FAIRCHILD AIR FORCE BASE, Wash. – Air Force Civil Engineer Center began to sample off-base wells for elevated levels of PFOS and PFOA Monday.

Base officials said they will continue sampling approximately 50 residential wells for elevated levels of the two chemicals through next week. The decision to continue this phase of sampling is a result of three out of seven northern border wells on base that were found to be above the EPA health advisory levels.

Once sampling is complete, the preliminary results will take approximately 45 days to return to base officials, at which point, individual residents will be personally notified of their results according to a press release. The validated results will come about a month after that and will be mailed to the impacted residents.

“Our goal from the onset of this has been transparency. Our communities deserve to know what we know because this is a concern to all of us,” said Colonel Ryan Samuelson, 92nd Air Refueling Wing commander.

Phase one of sampling included 23 private wells. 17 were above health advisory levels, one was below and five wells did not have any detectable PFOS or PFOA according to a press release.

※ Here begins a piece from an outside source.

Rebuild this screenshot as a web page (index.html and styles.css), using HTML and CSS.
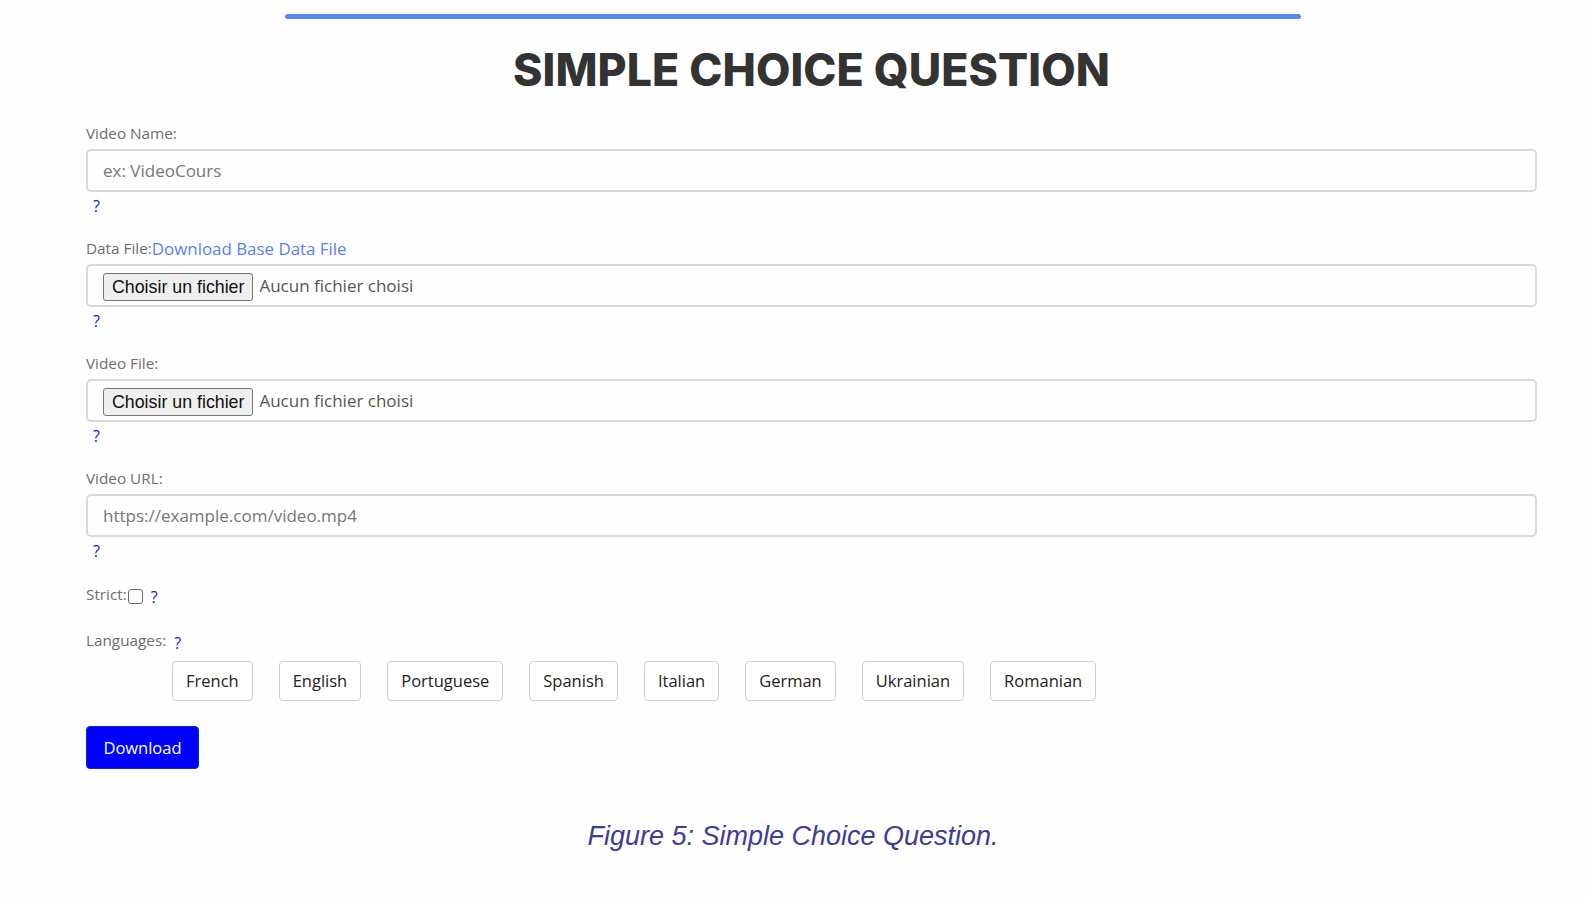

Phase two included four municipal wells, two monitoring wells and 28 residential wells. Two Airway Heights municipal wells and three residential wells were above the health advisory level. Five residential wells had detectable levels below the health advisory level and the rest of the wells did not have any detectable levels of either chemical according to AFB officials.

All residents whose water supply had levels above the health advisory level were notified and provided bottled water after preliminary results were received.

For more information on water sampling, contact the Fairchild AFB Public Affairs office at (509)-247-5705.

Editor's note: An earlier version of this article incorrectly reported four of seven wells were found to be above the EPA health advisory level. Fairchild Air Force Base issued a corrected press release Tuesday morning clarifying the correct number as three out of nine wells found to be above the advisory level.